» The exercise
Make an exact copy of the lines, leaving the pictures out.

» Information provided

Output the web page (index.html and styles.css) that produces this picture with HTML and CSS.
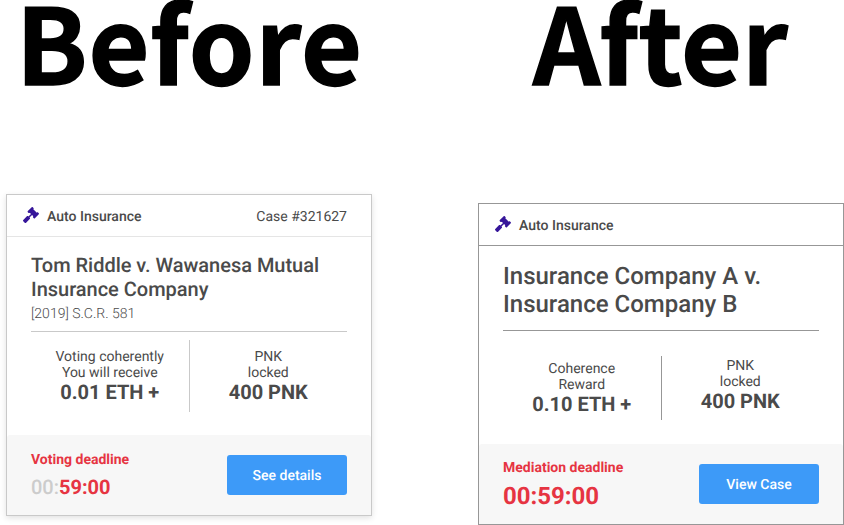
FILE: index.html
```
<!DOCTYPE html>
<html lang="en">
<head>
  <meta charset="UTF-8">
  <title>Case cards</title>
  <link rel="stylesheet" href="styles.css">
</head>
<body>
  <svg class="sprite" width="0" height="0">
    <symbol id="gavel" viewBox="0 0 512 512">
      <path d="M504.971 199.362l-22.627-22.627c-9.373-9.373-24.569-9.373-33.941 0l-5.657 5.657L329.608 69.255l5.657-5.657c9.373-9.373 9.373-24.569 0-33.941L312.638 7.029c-9.373-9.373-24.569-9.373-33.941 0L154.246 131.48c-9.373 9.373-9.373 24.569 0 33.941l22.627 22.627c9.373 9.373 24.569 9.373 33.941 0l5.657-5.657 39.598 39.598-81.04 81.04-5.657-5.657c-12.497-12.497-32.758-12.497-45.255 0L9.373 412.118c-12.497 12.497-12.497 32.758 0 45.255l45.255 45.255c12.497 12.497 32.758 12.497 45.255 0l114.745-114.745c12.497-12.497 12.497-32.758 0-45.255l-5.657-5.657 81.04-81.04 39.598 39.598-5.657 5.657c-9.373 9.373-9.373 24.569 0 33.941l22.627 22.627c9.373 9.373 24.569 9.373 33.941 0l124.451-124.451c9.372-9.372 9.372-24.568 0-33.941z"/>
    </symbol>
  </svg>

  <div class="comparison">
    <section class="column">
      <h1 class="heading heading-before">Before</h1>
      <div class="card card-before">
        <div class="card-header">
          <svg class="icon"><use href="#gavel"/></svg>
          <span class="category">Auto Insurance</span>
          <span class="case-number">Case #321627</span>
        </div>
        <div class="card-body">
          <h2 class="title">Tom Riddle v. Wawanesa Mutual Insurance Company</h2>
          <div class="citation">[2019] S.C.R. 581</div>
          <div class="stats">
            <div class="stat">
              <div>Voting coherently</div>
              <div>You will receive</div>
              <div class="value">0.01 ETH +</div>
            </div>
            <div class="divider"></div>
            <div class="stat">
              <div>PNK</div>
              <div>locked</div>
              <div class="value">400 PNK</div>
            </div>
          </div>
        </div>
        <div class="card-footer">
          <div>
            <div class="deadline-label">Voting deadline</div>
            <div class="countdown"><span class="elapsed">00:</span>59:00</div>
          </div>
          <button class="button">See details</button>
        </div>
      </div>
    </section>

    <section class="column">
      <h1 class="heading heading-after">After</h1>
      <div class="card card-after">
        <div class="card-header">
          <svg class="icon"><use href="#gavel"/></svg>
          <span class="category">Auto Insurance</span>
        </div>
        <div class="card-body">
          <h2 class="title">Insurance Company A v. Insurance Company B</h2>
          <div class="stats">
            <div class="stat reward">
              <div>Coherence</div>
              <div>Reward</div>
              <div class="value">0.10 ETH +</div>
            </div>
            <div class="divider"></div>
            <div class="stat">
              <div>PNK</div>
              <div>locked</div>
              <div class="value">400 PNK</div>
            </div>
          </div>
        </div>
        <div class="card-footer">
          <div>
            <div class="deadline-label">Mediation deadline</div>
            <div class="countdown">00:59:00</div>
          </div>
          <button class="button">View Case</button>
        </div>
      </div>
    </section>
  </div>
</body>
</html>
```

FILE: styles.css
```
* {
  margin: 0;
  padding: 0;
  box-sizing: border-box;
}

body {
  background-color: #fff;
  color: #4a4a4a;
  font-family: Roboto, sans-serif;
  font-size: 14px;
  line-height: 16px;
  text-rendering: geometricPrecision;
  overflow: hidden;
}

.sprite {
  display: block;
}

.comparison {
  display: flex;
  gap: 106px;
  padding-left: 6px;
  height: 525px;
}

.column {
  width: 366px;
  flex-shrink: 0;
}

.heading {
  height: 194px;
  color: #000;
  font-family: "Noto Sans CJK SC", sans-serif;
  font-size: 105px;
  font-weight: 700;
  line-height: 80px;
  letter-spacing: 1px;
  white-space: nowrap;
  -webkit-text-stroke: 1.5px #000;
}

.heading-before {
  padding-left: 10px;
}

/* letters sit closer so the crossbars of f and t join */
.heading-after {
  height: 203px;
  padding-left: 55px;
  letter-spacing: 0.2px;
}

.card {
  display: flex;
  flex-direction: column;
  height: 322px;
  background-color: #fff;
  border: 1px solid #c9c9c9;
}

.card-before {
  box-shadow: 0 2px 6px rgba(0, 0, 0, 0.12);
}

.card-header {
  display: flex;
  align-items: center;
  height: 42px;
  padding: 2px 24px 0 16px;
  border-bottom: 1px solid #e5e5e5;
}

.icon {
  width: 16px;
  height: 16px;
  margin: -3px 8px 0 0;
  fill: #36169a;
}

.category {
  font-weight: 500;
}

.case-number {
  margin-left: auto;
}

.card-body {
  flex: 1;
  padding: 16px 24px 0;
}

.title {
  font-size: 20px;
  font-weight: 500;
  line-height: 24px;
  letter-spacing: -0.02px;
}

.citation {
  margin-top: 5px;
  font-weight: 300;
}

.stats {
  display: flex;
  margin-top: 9px;
  padding-top: 8px;
  border-top: 1px solid #c9c9c9;
}

.stat {
  flex: 1;
  padding-top: 9px;
  text-align: center;
}

.value {
  margin-top: -1px;
  font-size: 20px;
  font-weight: 700;
  line-height: 24px;
}

.divider {
  width: 1px;
  height: 72px;
  background-color: #c9c9c9;
}

.card-footer {
  display: flex;
  align-items: center;
  justify-content: space-between;
  height: 80px;
  padding: 0 24px;
  background-color: #f7f7f7;
  border-radius: 3px 3px 0 0;
}

.deadline-label {
  padding-top: 1px;
  color: #e63442;
  font-weight: 700;
}

.countdown {
  margin-top: 7px;
  color: #e63442;
  font-size: 20px;
  font-weight: 700;
  line-height: 24px;
}

.elapsed {
  color: #ccc;
  font-weight: 500;
}

.button {
  width: 120px;
  height: 40px;
  padding-top: 2px;
  border: none;
  border-radius: 3px;
  background-color: #3d9af8;
  color: #fff;
  font-family: inherit;
  font-size: 14px;
  font-weight: 500;
  text-rendering: inherit;
}

/* revised card: darker lines, larger title and countdown */
.card-after,
.card-after .card-header,
.card-after .stats {
  border-color: #979797;
}

.card-after .title {
  font-size: 24px;
  line-height: 28px;
  letter-spacing: 0;
}

.card-after .stats {
  margin-top: 12px;
  padding-top: 25px;
}

.card-after .stat {
  padding-top: 2px;
}

.card-after .reward {
  padding-top: 5px;
}

.card-after .divider {
  height: 64px;
  background-color: #979797;
}

.card-after .countdown {
  font-size: 24px;
  line-height: 26px;
}
```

» Result of this exercise
Output the web page (index.html and styles.css) that produces this picture with HTML and CSS.
FILE: index.html
```
<!DOCTYPE html>
<html lang="en">
<head>
  <meta charset="UTF-8">
  <title>Case cards</title>
  <link rel="stylesheet" href="styles.css">
</head>
<body>
  <svg class="sprite" width="0" height="0">
    <symbol id="gavel" viewBox="0 0 512 512">
      <path d="M504.971 199.362l-22.627-22.627c-9.373-9.373-24.569-9.373-33.941 0l-5.657 5.657L329.608 69.255l5.657-5.657c9.373-9.373 9.373-24.569 0-33.941L312.638 7.029c-9.373-9.373-24.569-9.373-33.941 0L154.246 131.48c-9.373 9.373-9.373 24.569 0 33.941l22.627 22.627c9.373 9.373 24.569 9.373 33.941 0l5.657-5.657 39.598 39.598-81.04 81.04-5.657-5.657c-12.497-12.497-32.758-12.497-45.255 0L9.373 412.118c-12.497 12.497-12.497 32.758 0 45.255l45.255 45.255c12.497 12.497 32.758 12.497 45.255 0l114.745-114.745c12.497-12.497 12.497-32.758 0-45.255l-5.657-5.657 81.04-81.04 39.598 39.598-5.657 5.657c-9.373 9.373-9.373 24.569 0 33.941l22.627 22.627c9.373 9.373 24.569 9.373 33.941 0l124.451-124.451c9.372-9.372 9.372-24.568 0-33.941z"/>
    </symbol>
  </svg>

  <div class="comparison">
    <section class="column">
      <h1 class="heading heading-before">Before</h1>
      <div class="card card-before">
        <div class="card-header">
          <svg class="icon"><use href="#gavel"/></svg>
          <span class="category">Auto Insurance</span>
          <span class="case-number">Case #321627</span>
        </div>
        <div class="card-body">
          <h2 class="title">Tom Riddle v. Wawanesa Mutual Insurance Company</h2>
          <div class="citation">[2019] S.C.R. 581</div>
          <div class="stats">
            <div class="stat">
              <div>Voting coherently</div>
              <div>You will receive</div>
              <div class="value">0.01 ETH +</div>
            </div>
            <div class="divider"></div>
            <div class="stat">
              <div>PNK</div>
              <div>locked</div>
              <div class="value">400 PNK</div>
            </div>
          </div>
        </div>
        <div class="card-footer">
          <div>
            <div class="deadline-label">Voting deadline</div>
            <div class="countdown"><span class="elapsed">00:</span>59:00</div>
          </div>
          <button class="button">See details</button>
        </div>
      </div>
    </section>

    <section class="column">
      <h1 class="heading heading-after">After</h1>
      <div class="card card-after">
        <div class="card-header">
          <svg class="icon"><use href="#gavel"/></svg>
          <span class="category">Auto Insurance</span>
        </div>
        <div class="card-body">
          <h2 class="title">Insurance Company A v. Insurance Company B</h2>
          <div class="stats">
            <div class="stat reward">
              <div>Coherence</div>
              <div>Reward</div>
              <div class="value">0.10 ETH +</div>
            </div>
            <div class="divider"></div>
            <div class="stat">
              <div>PNK</div>
              <div>locked</div>
              <div class="value">400 PNK</div>
            </div>
          </div>
        </div>
        <div class="card-footer">
          <div>
            <div class="deadline-label">Mediation deadline</div>
            <div class="countdown">00:59:00</div>
          </div>
          <button class="button">View Case</button>
        </div>
      </div>
    </section>
  </div>
</body>
</html>
```

FILE: styles.css
```
* {
  margin: 0;
  padding: 0;
  box-sizing: border-box;
}

body {
  background-color: #fff;
  color: #4a4a4a;
  font-family: Roboto, sans-serif;
  font-size: 14px;
  line-height: 16px;
  text-rendering: geometricPrecision;
  overflow: hidden;
}

.sprite {
  display: block;
}

.comparison {
  display: flex;
  gap: 106px;
  padding-left: 6px;
  height: 525px;
}

.column {
  width: 366px;
  flex-shrink: 0;
}

.heading {
  height: 194px;
  color: #000;
  font-family: "Noto Sans CJK SC", sans-serif;
  font-size: 105px;
  font-weight: 700;
  line-height: 80px;
  letter-spacing: 1px;
  white-space: nowrap;
  -webkit-text-stroke: 1.5px #000;
}

.heading-before {
  padding-left: 10px;
}

/* letters sit closer so the crossbars of f and t join */
.heading-after {
  height: 203px;
  padding-left: 55px;
  letter-spacing: 0.2px;
}

.card {
  display: flex;
  flex-direction: column;
  height: 322px;
  background-color: #fff;
  border: 1px solid #c9c9c9;
}

.card-before {
  box-shadow: 0 2px 6px rgba(0, 0, 0, 0.12);
}

.card-header {
  display: flex;
  align-items: center;
  height: 42px;
  padding: 2px 24px 0 16px;
  border-bottom: 1px solid #e5e5e5;
}

.icon {
  width: 16px;
  height: 16px;
  margin: -3px 8px 0 0;
  fill: #36169a;
}

.category {
  font-weight: 500;
}

.case-number {
  margin-left: auto;
}

.card-body {
  flex: 1;
  padding: 16px 24px 0;
}

.title {
  font-size: 20px;
  font-weight: 500;
  line-height: 24px;
  letter-spacing: -0.02px;
}

.citation {
  margin-top: 5px;
  font-weight: 300;
}

.stats {
  display: flex;
  margin-top: 9px;
  padding-top: 8px;
  border-top: 1px solid #c9c9c9;
}

.stat {
  flex: 1;
  padding-top: 9px;
  text-align: center;
}

.value {
  margin-top: -1px;
  font-size: 20px;
  font-weight: 700;
  line-height: 24px;
}

.divider {
  width: 1px;
  height: 72px;
  background-color: #c9c9c9;
}

.card-footer {
  display: flex;
  align-items: center;
  justify-content: space-between;
  height: 80px;
  padding: 0 24px;
  background-color: #f7f7f7;
  border-radius: 3px 3px 0 0;
}

.deadline-label {
  padding-top: 1px;
  color: #e63442;
  font-weight: 700;
}

.countdown {
  margin-top: 7px;
  color: #e63442;
  font-size: 20px;
  font-weight: 700;
  line-height: 24px;
}

.elapsed {
  color: #ccc;
  font-weight: 500;
}

.button {
  width: 120px;
  height: 40px;
  padding-top: 2px;
  border: none;
  border-radius: 3px;
  background-color: #3d9af8;
  color: #fff;
  font-family: inherit;
  font-size: 14px;
  font-weight: 500;
  text-rendering: inherit;
}

/* revised card: darker lines, larger title and countdown */
.card-after,
.card-after .card-header,
.card-after .stats {
  border-color: #979797;
}

.card-after .title {
  font-size: 24px;
  line-height: 28px;
  letter-spacing: 0;
}

.card-after .stats {
  margin-top: 12px;
  padding-top: 25px;
}

.card-after .stat {
  padding-top: 2px;
}

.card-after .reward {
  padding-top: 5px;
}

.card-after .divider {
  height: 64px;
  background-color: #979797;
}

.card-after .countdown {
  font-size: 24px;
  line-height: 26px;
}
```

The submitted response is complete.